By increasing awareness and concern, education can encourage people to reduce their impact on the environment through more efficient use of energy and water supplies, especially in areas of resource scarcity. In semi-arid areas of China, for example, educated farmers were more likely to use rainwater harvesting and supplementary irrigation technology to alleviate water shortages.

Educated households are also more likely to use different methods of water purification through filtering or boiling. In urban India, the probability of purification increased by 9% when the most educated adult had completed primary education and by 22% when the most educated adult had completed secondary education, even once household wealth is accounted for.

Such behaviour becomes increasingly important as people in high income countries are called upon to modify their consumption and take other measures that limit environmental harm. In the Netherlands, the more educated tend to use less energy in the home, even taking account of household income. A study in 10 OECD countries found that more educated households tended to save water; similar findings were reported in Spain.

Education, however, is not a silver bullet. It must be supported with global political leadership.

Global Citizenship Education: Scout cleaning the desert in Egypt. Credit: UNESCO/Ahmed Hamed Ahmed

As it becomes increasingly clear how much human action has impacted environmental degradation and climate change, especially through the release of greenhouse gases, attention must turn to education and the need to tap its potential. We are all learners when it comes to the environment and better ways to protect it and the planet we inhabit. In this sense, the notion of lifelong learning is especially apt. This trend will be further supported by the new Sustainable Development Agenda, in which education for global citizenship and sustainable futures is explicitly prioritised in one of the new education targets.

And yet we all know that it’s difficult to change attitudes and practices overnight. Completing education courses, both formal and non-formal, takes time to complete.
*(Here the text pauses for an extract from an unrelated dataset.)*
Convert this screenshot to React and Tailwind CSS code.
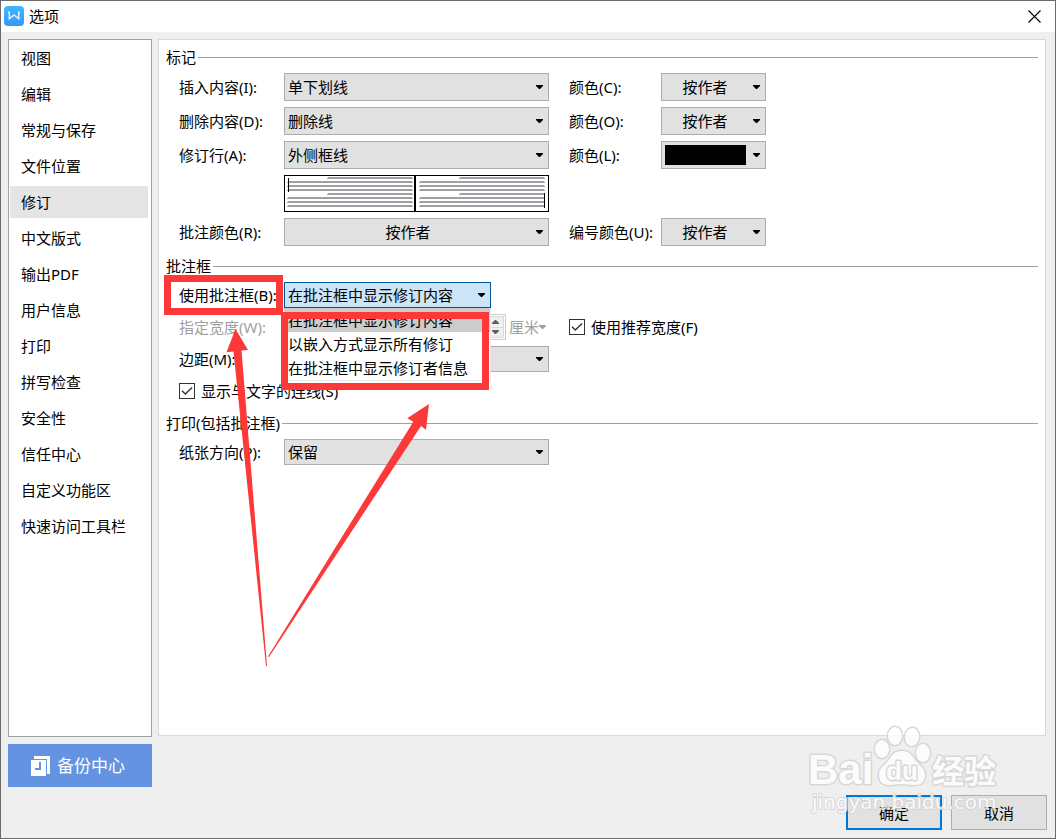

Therefore, we must also see it as our responsibility to communicate what we think about these global issues to leaders gathered at the COP21. The multiple threats of environmental degradation and climate change have assumed an unprecedented urgency to which we are all obligated to respond.

It’s time to join hands for change.

Multiple goals in the new sustainable development agenda link back to energy, the environment, consumption, lifestyles and ecosystems.  We here at the GMR know that education joins dots between all these targeted priorities. Our next Report – the 2016 Global Education Monitoring Report (GEM Report) will be looking into the synergies unleashed by and through education and making the case for better integrated development planning. Let’s hope the leaders gathered in Paris today do the same.